Protection des données et apprentissage machine : un équilibre délicat
L’entraînement des modèles d’apprentissage machine nécessite l’utilisation massive de données, souvent protégées par le droit d’auteur ou le droit des bases de données. Cette utilisation soulève des questions complexes sur la légalité de l’extraction de données (text and data mining) et sur la nécessité d’obtenir des autorisations pour utiliser ces contenus protégés.
La CJUE (Cour de Justice de l’Union Européenne) a apporté des clarifications importantes dans l’arrêt TU Darmstadt c. Eugen Ulmer KG (2014), reconnaissant certaines exceptions au droit d’auteur pour la recherche scientifique. Néanmoins, l’application de ces principes à l’IA commerciale reste un sujet de débat, notamment dans le cadre de la mise en œuvre de la directive européenne sur le droit d’auteur de 2019.
Responsabilité et IA : qui est responsable des créations de l’IA ?
La question de la responsabilité en cas de violation des droits de propriété intellectuelle par une IA est particulièrement épineuse. Si une IA génère un contenu qui enfreint le droit d’auteur d’un tiers, qui doit être tenu pour responsable ? Le développeur de l’IA, l’utilisateur, ou l’IA elle-même ?
Cette problématique a été partiellement abordée dans l’affaire Atari v. Redbubble (2021) aux États-Unis, où la responsabilité de la plateforme pour les violations de droits d’auteur commises par ses utilisateurs a été examinée. Bien que ne traitant pas directement de l’IA, cette décision pourrait avoir des implications pour la responsabilité des plateformes utilisant l’IA pour générer du contenu.
Vers un nouveau cadre juridique pour l’IA et la propriété intellectuelle
Face à ces défis, de nombreux experts appellent à une refonte du droit de la propriété intellectuelle pour l’adapter à l’ère de l’IA. Certains proposent la création d’un nouveau type de droit sui generis pour les créations de l’IA, tandis que d’autres plaident pour une extension des droits existants.
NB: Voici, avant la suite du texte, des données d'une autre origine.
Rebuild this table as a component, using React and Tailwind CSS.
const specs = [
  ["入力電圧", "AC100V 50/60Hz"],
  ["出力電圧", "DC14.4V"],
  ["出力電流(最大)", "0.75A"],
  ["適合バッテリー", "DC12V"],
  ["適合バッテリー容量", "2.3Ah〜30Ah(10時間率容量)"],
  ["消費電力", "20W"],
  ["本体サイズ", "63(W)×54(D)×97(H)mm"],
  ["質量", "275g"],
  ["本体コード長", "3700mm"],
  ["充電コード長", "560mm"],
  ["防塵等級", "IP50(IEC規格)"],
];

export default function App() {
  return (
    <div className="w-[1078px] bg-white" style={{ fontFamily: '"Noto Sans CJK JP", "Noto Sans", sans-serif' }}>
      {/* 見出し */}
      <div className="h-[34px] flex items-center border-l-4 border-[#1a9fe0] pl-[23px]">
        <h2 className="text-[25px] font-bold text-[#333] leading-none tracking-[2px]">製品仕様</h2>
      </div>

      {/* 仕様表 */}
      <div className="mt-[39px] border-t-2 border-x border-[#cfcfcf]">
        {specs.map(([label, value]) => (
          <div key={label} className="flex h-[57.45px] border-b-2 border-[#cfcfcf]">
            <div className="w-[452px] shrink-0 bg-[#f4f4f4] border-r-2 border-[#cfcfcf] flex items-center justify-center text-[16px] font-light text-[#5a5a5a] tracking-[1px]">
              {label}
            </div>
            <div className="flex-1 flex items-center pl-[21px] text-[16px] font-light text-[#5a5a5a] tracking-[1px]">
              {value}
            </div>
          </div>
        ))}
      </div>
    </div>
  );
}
L’OMPI (Organisation Mondiale de la Propriété Intellectuelle) a lancé en 2019 une consultation mondiale sur l’IA et la propriété intellectuelle, reconnaissant l’urgence d’adapter le cadre juridique international. Les résultats de cette consultation pourraient influencer les futures réformes législatives à l’échelle mondiale.
L’impact économique et social de l’IA sur la propriété intellectuelle
Au-delà des questions juridiques, l’IA soulève des enjeux économiques et sociaux majeurs en matière de propriété intellectuelle. La capacité de l’IA à générer rapidement et à moindre coût des innovations pourrait bouleverser les modèles économiques traditionnels basés sur la protection de la propriété intellectuelle.
Des études, comme celle publiée par le MIT Technology Review en 2021, suggèrent que l’IA pourrait accélérer considérablement le rythme de l’innovation, remettant en question la durée actuelle des brevets et des droits d’auteur. Cette évolution pourrait nécessiter une réévaluation de l’équilibre entre incitation à l’innovation et accès public aux connaissances.
L’intelligence artificielle révolutionne le paysage de la propriété intellectuelle, posant des défis juridiques, éthiques et économiques sans précédent. Alors que les tribunaux et les législateurs s’efforcent de s’adapter à cette nouvelle réalité, il est clair qu’une refonte profonde du droit de la propriété intellectuelle est nécessaire pour garantir un équilibre entre innovation, protection des créateurs et intérêt public à l’ère de l’IA.